We now perform 10-fold cross-validation to test our decision tree for various values of n_min. We record the mean accuracy and standard deviation for each n_min value.

In [4]:
# Load Iris dataset
iris_df = pd.read_csv("iris.csv", names=["sepal_length", "sepal_width", "petal_length", "petal_width", "class"])
with pd.option_context('future.no_silent_downcasting', True):
    iris_df= iris_df.replace({'Iris-setosa':0, 'Iris-versicolor': 1, 'Iris-virginica': 2}).infer_objects()

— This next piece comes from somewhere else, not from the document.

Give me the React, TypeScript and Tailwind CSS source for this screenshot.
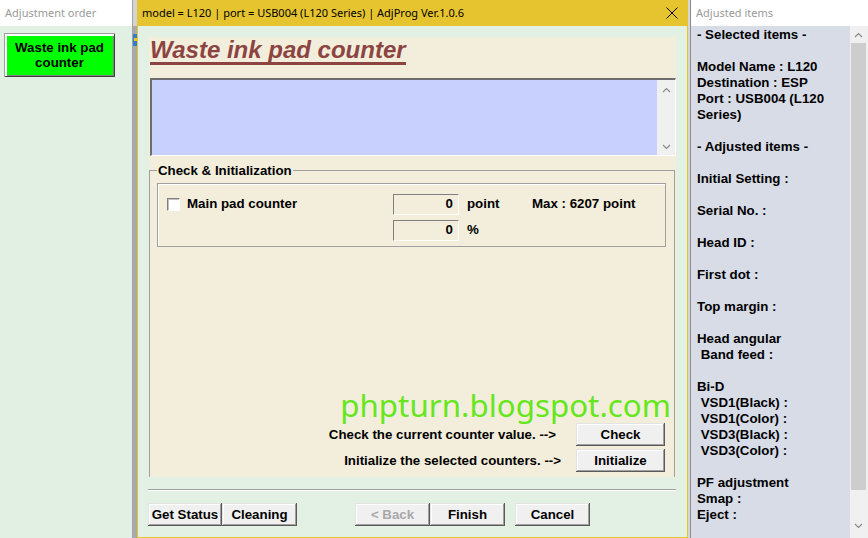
import React from "react";

const btnShadow =
  "shadow-[inset_-1px_-1px_0_#5a5a5a,inset_1px_1px_0_#e3e3e3,inset_-2px_-2px_0_#a0a0a0,inset_2px_2px_0_#ffffff]";

function WinButton({
  children,
  w,
  disabled,
}: {
  children: React.ReactNode;
  w: string;
  disabled?: boolean;
}) {
  return (
    <div
      className={`flex h-[23px] items-center justify-center bg-[#f0f0f0] text-[13.3px] font-bold ${btnShadow} ${w} ${
        disabled ? "text-[#a8a8a8]" : "text-black"
      }`}
    >
      {children}
    </div>
  );
}

function Chevron({ up }: { up?: boolean }) {
  return (
    <svg width="9" height="6" viewBox="0 0 9 6" className="block">
      {up ? (
        <polyline points="1,5 4.5,1.5 8,5" fill="none" stroke="#8a8a8a" strokeWidth="1.2" />
      ) : (
        <polyline points="1,1 4.5,4.5 8,1" fill="none" stroke="#8a8a8a" strokeWidth="1.2" />
      )}
    </svg>
  );
}

const rightLines = [
  "- Selected items -",
  "",
  "Model Name : L120",
  "Destination : ESP",
  "Port : USB004 (L120",
  "Series)",
  "",
  "- Adjusted items -",
  "",
  "Initial Setting :",
  "",
  "Serial No. :",
  "",
  "Head ID :",
  "",
  "First dot :",
  "",
  "Top margin :",
  "",
  "Head angular",
  " Band feed :",
  "",
  "Bi-D",
  " VSD1(Black) :",
  " VSD1(Color) :",
  " VSD3(Black) :",
  " VSD3(Color) :",
  "",
  "PF adjustment",
  "Smap :",
  "Eject :",
];

export default function App() {
  return (
    <div className="flex h-[538px] w-[868px] overflow-hidden bg-[#e1f0e2] font-['Liberation_Sans',Arial,sans-serif] text-black">
      {/* Left window */}
      <div className="flex w-[133px] flex-col border-r border-[#a4a4a4] bg-[#e1f0e2]">
        <div className="flex h-[26px] items-center bg-white pl-[5px] font-['Noto_Sans',sans-serif] text-[11px] text-[#9a9a9a]">
          Adjustment order
        </div>
        <div className="pl-[4px] pt-[7px]">
          <div className="flex h-[44px] w-[111px] flex-col items-center justify-center bg-[#00ff00] text-[13.3px] font-bold leading-[15px] text-black shadow-[inset_1px_1px_0_#a0a0a0,inset_-1px_-1px_0_#404040,inset_3px_3px_0_#ffffff,inset_-2px_-2px_0_#808080]">
            <span>Waste ink pad</span>
            <span>counter</span>
          </div>
        </div>
      </div>

      {/* strip between */}
      <div className="flex w-[4px] flex-col bg-[#a9a9a9]">
        <div className="h-[26px] bg-[#d4d4d4]" />
        <div className="mt-[8px] h-[12px] w-[4px] overflow-hidden">
          <svg width="4" height="12" viewBox="0 0 4 12" className="block">
            <rect x="0" y="0" width="4" height="12" fill="#2f7fd0" />
            <rect x="1" y="4" width="3" height="3" fill="#e8c52a" />
          </svg>
        </div>
      </div>

      {/* Main window */}
      <div className="flex w-[551px] flex-col border-x border-b border-[#e6c42f] bg-[#e2f1e3]">
        <div className="flex h-[26px] shrink-0 items-center justify-between bg-[#e6c42f] pl-[4px] pr-[9px] font-['Noto_Sans',sans-serif] text-[11px] text-black">
          <span>model = L120 | port = USB004 (L120 Series) | AdjProg Ver.1.0.6</span>
          <svg width="12" height="12" viewBox="0 0 12 12" className="block">
            <line x1="0.5" y1="0.5" x2="11.5" y2="11.5" stroke="#000" strokeWidth="1" />
            <line x1="11.5" y1="0.5" x2="0.5" y2="11.5" stroke="#000" strokeWidth="1" />
          </svg>
        </div>

        <div className="flex flex-1 flex-col px-[11px] pt-[11px]">
          {/* beige page */}
          <div className="flex h-[440px] flex-col overflow-hidden bg-[#f3eedb]">
            <div className="pl-[1px] pt-[1px]">
              <span className="inline-block border-b-[3px] border-[#8c4442] text-[24px] font-bold italic leading-[24px] text-[#8c4442]">
                Waste ink pad counter
              </span>
            </div>

            {/* text area */}
            <div className="ml-[1px] mt-[13px] flex h-[78px] w-[526px] border-l-2 border-t-2 border-b border-r border-l-[#6d6d6d] border-t-[#6d6d6d] border-b-white border-r-white bg-[#c8d1fe]">
              <div className="flex-1" />
              <div className="flex w-[18px] flex-col items-center justify-between bg-[#f0f0f0] pb-[5px] pt-[7px]">
                <Chevron up />
                <Chevron />
              </div>
            </div>

            {/* group */}
            <fieldset className="mr-[1px] mt-[6px] flex-1 border border-b-0 border-[#a0a0a0]">
              <legend className="ml-[7px] px-[1px] text-[13.3px] font-bold leading-[17px]">
                {"Check & Initialization"}
              </legend>
              <div className="flex flex-col">
                <div className="ml-[7px] mt-[4px] h-[64px] w-[509px] border border-[#a0a0a0] pt-[9px] text-[13.3px] font-bold shadow-[inset_1px_1px_0_#ffffff]">
                  <div className="flex h-[21px] items-center pt-[1px]">
                    <div className="ml-[9px] h-[13px] w-[13px] border border-b-white border-l-[#808080] border-r-white border-t-[#808080] bg-white shadow-[inset_1px_1px_0_#c0c0c0]" />
                    <div className="ml-[7px] w-[206px]">Main pad counter</div>
                    <div className="flex h-[21px] w-[66px] items-center justify-end border border-b-white border-l-[#808080] border-r-white border-t-[#808080] bg-[#f3eedb] pr-[5px]">
                      0
                    </div>
                    <div className="ml-[8px] w-[65px]">point</div>
                    <div>Max : 6207 point</div>
                  </div>
                  <div className="mt-[5px] flex h-[21px] items-center pt-[1px]">
                    <div className="w-[235px]" />
                    <div className="flex h-[21px] w-[66px] items-center justify-end border border-b-white border-l-[#808080] border-r-white border-t-[#808080] bg-[#f3eedb] pr-[5px]">
                      0
                    </div>
                    <div className="ml-[8px]">%</div>
                  </div>
                </div>

                <div className="mt-[141px] pr-[3px] text-right font-['Noto_Sans',sans-serif] text-[31.3px] leading-[34px] text-[#66e61c]">
                  phpturn.blogspot.com
                </div>

                <div className="mt-[1px] flex h-[23px] items-center justify-end pr-[9px] text-[13.3px] font-bold">
                  <span className="mr-[20px]">{"Check the current counter value. -->"}</span>
                  <WinButton w="w-[89px]">Check</WinButton>
                </div>
                <div className="mt-[3px] flex h-[23px] items-center justify-end pr-[9px] text-[13.3px] font-bold">
                  <span className="mr-[15px]">{"Initialize the selected counters. -->"}</span>
                  <WinButton w="w-[89px]">Initialize</WinButton>
                </div>
              </div>
            </fieldset>
          </div>

          {/* separator */}
          <div className="-ml-[1px] mt-[12px] h-[2px] w-[528px] border-b border-t border-b-white border-t-[#a0a0a0]" />

          {/* bottom buttons */}
          <div className="-ml-[1px] mt-[12px] flex">
            <WinButton w="w-[74px]">Get Status</WinButton>
            <WinButton w="w-[75px]">Cleaning</WinButton>
            <div className="w-[58px]" />
            <WinButton w="w-[75px]" disabled>
              {"< Back"}
            </WinButton>
            <WinButton w="w-[75px]">Finish</WinButton>
            <div className="w-[10px]" />
            <WinButton w="w-[75px]">Cancel</WinButton>
          </div>
        </div>
      </div>

      {/* strip */}
      <div className="w-[2px] bg-[#d6d6d6]" />

      {/* Right panel */}
      <div className="flex flex-1 flex-col border-l border-[#8c8c8c]">
        <div className="flex h-[26px] shrink-0 items-center bg-white pl-[5px] font-['Noto_Sans',sans-serif] text-[11px] text-[#9a9a9a]">
          Adjusted items
        </div>
        <div className="flex flex-1 bg-[#d8dce6]">
          <div className="flex-1 pl-[6px] pt-[1px] text-[13.3px] font-bold leading-[16px]">
            {rightLines.map((l, i) => (
              <div key={i} className="h-[16px] whitespace-pre">
                {l}
              </div>
            ))}
          </div>
          <div className="flex w-[18px] flex-col bg-[#f0f0f0]">
            <div className="flex h-[17px] items-center justify-center pr-[1px]">
              <Chevron up />
            </div>
            <div className="ml-[1px] h-[447px] w-[15px] bg-[#cdcdcd]" />
            <div className="flex flex-1 items-end justify-center pb-[9px] pr-[1px]">
              <Chevron />
            </div>
          </div>
        </div>
      </div>
    </div>
  );
}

X = iris_df.iloc[:, :-1].values  
y = iris_df.iloc[:, -1].values  

In [5]:
# 10-fold cross-validation
kf = KFold(n_splits = 10, shuffle=True, random_state=42)
n_min_vals = {5, 10, 15, 20}
results = []

for n_min in n_min_vals:
    accuracy_vals = []
    for train_index, test_index in kf.split(X):
        # Splitting the dataset into train set and test set
        X_train, X_test = X[train_index], X[test_index]
        y_train, y_test = y[train_index], y[test_index]

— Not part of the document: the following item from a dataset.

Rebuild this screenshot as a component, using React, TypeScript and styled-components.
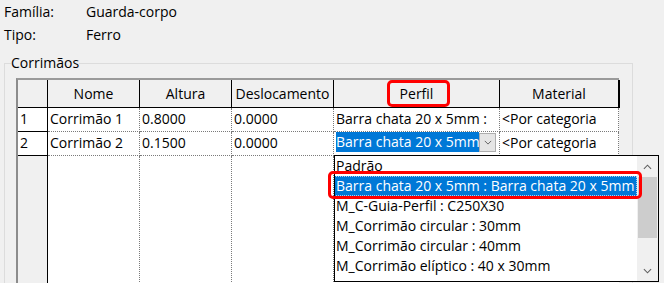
import React from 'react';
import styled, { createGlobalStyle } from 'styled-components';

const GlobalStyle = createGlobalStyle`
  html, body {
    margin: 0;
    padding: 0;
    background: #f0f0f0;
    height: 283px;
    overflow: hidden;
  }
  body {
    font-family: "Open Sans", "Noto Sans", sans-serif;
    font-size: 14px;
    color: #000;
  }
`;

const Page = styled.div`
  width: 664px;
  height: 283px;
  overflow: hidden;
`;

const InfoGrid = styled.div`
  display: grid;
  grid-template-columns: 82px 1fr;
  padding-left: 4px;
  line-height: 23px;
`;

const GroupBox = styled.fieldset`
  box-sizing: border-box;
  margin: 7px 0 0 4px;
  width: 629px;
  height: 260px;
  border: 1px solid #dcdcdc;
  padding: 5px 0 0 11px;
  min-width: 0;
`;

const Legend = styled.legend`
  margin-left: -5px;
  padding: 0;
  line-height: 20px;
`;

const GridWrap = styled.div`
  position: relative;
  width: 603px;
`;

const Table = styled.div`
  display: grid;
  grid-template-columns: 30px 92px 92px 102px 166px 119px;
  grid-template-rows: 28px 24px 24px 200px;
  border-top: 2px solid #9a9a9a;
  border-left: 2px solid #8c8c8c;
  background: #f0f0f0;
  width: 601px;
`;

type CellKind = 'head' | 'rowhead' | 'data' | 'fillhead' | 'filldata';

const Cell = styled.div<{ $kind: CellKind; $last?: boolean }>`
  box-sizing: border-box;
  white-space: nowrap;
  overflow: hidden;
  padding-left: 2px;
  line-height: 22px;
  border-right: ${p =>
    p.$kind === 'data' || p.$kind === 'filldata'
      ? '1px dotted #7a7a7a'
      : p.$last
      ? '2px solid #000'
      : '1px solid #000'};
  border-bottom: ${p =>
    p.$kind === 'head' || p.$kind === 'rowhead'
      ? '1px solid #000'
      : p.$kind === 'data'
      ? '1px dotted #7a7a7a'
      : 'none'};
  background: ${p => (p.$kind === 'head' || p.$kind === 'fillhead' ? '#f0f0f0' : '#fff')};
  ${p =>
    p.$kind === 'head' &&
    `
    padding-left: 0;
    text-align: center;
    line-height: 27px;
  `}
  ${p => p.$last && p.$kind === 'head' && `margin-right: -1px;`}
`;

const EditCell = styled(Cell)`
  display: flex;
  align-items: flex-start;
  padding-right: 3px;
`;

const Selected = styled.span`
  flex: 1;
  background: #0078d7;
  color: #fff;
  line-height: 20px;
  overflow: hidden;
`;

const DropButton = styled.div`
  box-sizing: border-box;
  width: 17px;
  height: 19px;
  margin-top: 1px;
  background: #e5e5e5;
  border: 1px solid #adadad;
  display: flex;
  align-items: center;
  justify-content: center;
`;

const DropList = styled.div`
  position: absolute;
  left: 318px;
  top: 77px;
  box-sizing: border-box;
  width: 325px;
  height: 127px;
  border: 1px solid #000;
  background: #fff;
  display: flex;
`;

const Items = styled.div`
  flex: 1;
  overflow: hidden;
`;

const Item = styled.div<{ $active?: boolean }>`
  box-sizing: border-box;
  height: 20px;
  line-height: 18px;
  padding-left: 1px;
  white-space: nowrap;
  background: ${p => (p.$active ? '#0078d7' : 'transparent')};
  color: ${p => (p.$active ? '#fff' : '#000')};
  border: 1px dotted ${p => (p.$active ? '#a9cdf0' : 'transparent')};
  margin-left: -1px;
`;

const ScrollBar = styled.div`
  width: 21px;
  background: #f0f0f0;
  display: flex;
  flex-direction: column;
`;

const ScrollArrow = styled.div`
  height: 21px;
  display: flex;
  align-items: center;
  justify-content: center;
`;

const ScrollTrack = styled.div`
  flex: 1;
`;

const Thumb = styled.div`
  margin: 0 1px;
  height: 61px;
  background: #cdcdcd;
`;

const Callout = styled.div<{ $left: number; $top: number; $w: number; $h: number }>`
  position: absolute;
  left: ${p => p.$left}px;
  top: ${p => p.$top}px;
  width: ${p => p.$w}px;
  height: ${p => p.$h}px;
  box-sizing: border-box;
  border: 3px solid #f00;
  border-radius: 5px;
  pointer-events: none;
`;

const Chevron = ({ up, size = 9 }: { up?: boolean; size?: number }) => (
  <svg width={size} height={Math.ceil(size / 2) + 1} viewBox="0 0 10 6">
    <polyline
      points={up ? '1,5 5,1 9,5' : '1,1 5,5 9,1'}
      fill="none"
      stroke="#606060"
      strokeWidth="1.2"
    />
  </svg>
);

const heads = ['', 'Nome', 'Altura', 'Deslocamento', 'Perfil', 'Material'];

const profiles = [
  'Padrão',
  'Barra chata 20 x 5mm : Barra chata 20 x 5mm',
  'M_C-Guia-Perfil : C250X30',
  'M_Corrimão circular : 30mm',
  'M_Corrimão circular : 40mm',
  'M_Corrimão elíptico : 40 x 30mm',
];

const App = () => {
  return (
    <Page>
      <GlobalStyle />
      <InfoGrid>
        <span>Família:</span>
        <span>Guarda-corpo</span>
        <span>Tipo:</span>
        <span>Ferro</span>
      </InfoGrid>
      <GroupBox>
        <Legend>Corrimãos</Legend>
        <GridWrap>
          <Table>
            {heads.map((h, i) => (
              <Cell key={i} $kind="head" $last={i === heads.length - 1}>{h}</Cell>
            ))}

            <Cell $kind="rowhead">1</Cell>
            <Cell $kind="data">Corrimão 1</Cell>
            <Cell $kind="data">0.8000</Cell>
            <Cell $kind="data">0.0000</Cell>
            <Cell $kind="data">Barra chata 20 x 5mm :</Cell>
            <Cell $kind="data">&lt;Por categoria</Cell>

            <Cell $kind="rowhead">2</Cell>
            <Cell $kind="data">Corrimão 2</Cell>
            <Cell $kind="data">0.1500</Cell>
            <Cell $kind="data">0.0000</Cell>
            <EditCell $kind="data">
              <Selected>Barra chata 20 x 5mm</Selected>
              <DropButton>
                <Chevron size={8} />
              </DropButton>
            </EditCell>
            <Cell $kind="data">&lt;Por categoria</Cell>

            <Cell $kind="fillhead" />
            <Cell $kind="filldata" />
            <Cell $kind="filldata" />
            <Cell $kind="filldata" />
            <Cell $kind="filldata" />
            <Cell $kind="filldata" />
          </Table>

          <DropList>
            <Items>
              {profiles.map((p, i) => (
                <Item key={p} $active={i === 1}>{p}</Item>
              ))}
            </Items>
            <ScrollBar>
              <ScrollArrow>
                <Chevron up />
              </ScrollArrow>
              <ScrollTrack>
                <Thumb />
              </ScrollTrack>
              <ScrollArrow>
                <Chevron />
              </ScrollArrow>
            </ScrollBar>
          </DropList>

          <Callout $left={371} $top={2} $w={63} $h={27} />
          <Callout $left={312} $top={93} $w={314} $h={28} />
        </GridWrap>
      </GroupBox>
    </Page>
  );
};

export default App;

        # Train Decision Tree with current n_min
        tree = DecisionTree(n_min = n_min)
        tree.fit(X_train, y_train)

        # Make predictions
        y_pred = tree.predict(X_test)

        # Compute accuracy
        acc = accuracy_score(y_test, y_pred)
        accuracy_vals.append(acc)

    # Compute mean and standard deviation of accuracy
    avg_accuracy = np.mean(accuracy_vals)
    std_accuracy = np.std(accuracy_vals)

    results.append({"n_min": n_min, "Mean Accuracy": avg_accuracy, "Std Dev": std_accuracy})

In [6]:
results_df = pd.DataFrame(results)
results_df

Unnamed: 0,n_min,Mean Accuracy,Std Dev
0,10,0.946667,0.049889
1,20,0.946667,0.049889
2,5,0.946667,0.049889
3,15,0.946667,0.049889


## Model Evaluation on the Spambase Dataset

Repeat a similar evaluation using the Spambase dataset. Use n_min values from {5, 10, 15, 20, 25} and perform 10-fold cross-validation.


In [7]:
# Load Spambase dataset
spambase_df = pd.read_csv("spambase.csv")

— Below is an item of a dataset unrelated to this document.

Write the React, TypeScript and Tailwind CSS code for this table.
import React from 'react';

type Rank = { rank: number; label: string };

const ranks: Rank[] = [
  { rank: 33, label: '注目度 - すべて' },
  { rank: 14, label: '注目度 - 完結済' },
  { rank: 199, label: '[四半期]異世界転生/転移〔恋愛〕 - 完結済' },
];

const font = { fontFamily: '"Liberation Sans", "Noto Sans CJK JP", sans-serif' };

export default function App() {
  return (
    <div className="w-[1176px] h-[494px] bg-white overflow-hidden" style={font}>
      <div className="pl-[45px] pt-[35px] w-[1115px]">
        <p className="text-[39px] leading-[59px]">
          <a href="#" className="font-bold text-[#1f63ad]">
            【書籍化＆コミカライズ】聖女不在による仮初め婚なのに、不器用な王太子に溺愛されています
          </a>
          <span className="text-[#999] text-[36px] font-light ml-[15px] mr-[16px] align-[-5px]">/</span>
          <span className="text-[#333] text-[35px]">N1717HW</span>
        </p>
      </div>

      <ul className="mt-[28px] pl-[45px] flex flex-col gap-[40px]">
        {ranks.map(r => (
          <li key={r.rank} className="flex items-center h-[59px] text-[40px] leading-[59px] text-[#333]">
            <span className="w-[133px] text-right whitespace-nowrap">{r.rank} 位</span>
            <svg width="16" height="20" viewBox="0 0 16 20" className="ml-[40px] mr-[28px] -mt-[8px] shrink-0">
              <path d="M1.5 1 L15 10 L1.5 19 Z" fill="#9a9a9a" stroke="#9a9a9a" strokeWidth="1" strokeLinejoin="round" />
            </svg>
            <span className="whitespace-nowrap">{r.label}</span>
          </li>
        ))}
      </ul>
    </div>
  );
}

X = spambase_df.iloc[:, :-1].values  
y = spambase_df.iloc[:, -1].values

In [8]:
# 10-fold cross-validation
kf = KFold(n_splits = 10, shuffle=True, random_state=42)
n_min_vals = {5, 10, 15, 20, 25}
results = []

for n_min in n_min_vals:
    accuracy_vals = []
    for train_index, test_index in kf.split(X):
        # Splitting the dataset into train set and test set
        X_train, X_test = X[train_index], X[test_index]
        y_train, y_test = y[train_index], y[test_index]

        # Train Decision Tree with current n_min
        tree = DecisionTree(n_min = n_min)
        tree.fit(X_train, y_train)

        # Make predictions
        y_pred = tree.predict(X_test)

        # Compute accuracy
        acc = accuracy_score(y_test, y_pred)
        accuracy_vals.append(acc)

    # Compute mean and standard deviation of accuracy
    avg_accuracy = np.mean(accuracy_vals)
    std_accuracy = np.std(accuracy_vals)

    results.append({"n_min": n_min, "Mean Accuracy": avg_accuracy, "Std Dev": std_accuracy})

In [9]:
results_df = pd.DataFrame(results)
results_df

Unnamed: 0,n_min,Mean Accuracy,Std Dev
0,20,0.858913,0.02045
1,5,0.901522,0.019687
2,25,0.827609,0.016529
3,10,0.888696,0.014544
4,15,0.868478,0.023216


## Conclusion & Discussion

- The decision tree was built recursively by choosing the best split based on information gain.
- Early stopping was applied using the n_min threshold to prevent overfitting.
- We evaluated our model using 10-fold cross-validation on both the Iris and Spambase datasets.
- The results (mean accuracy and standard deviation) are summarized in the tables above.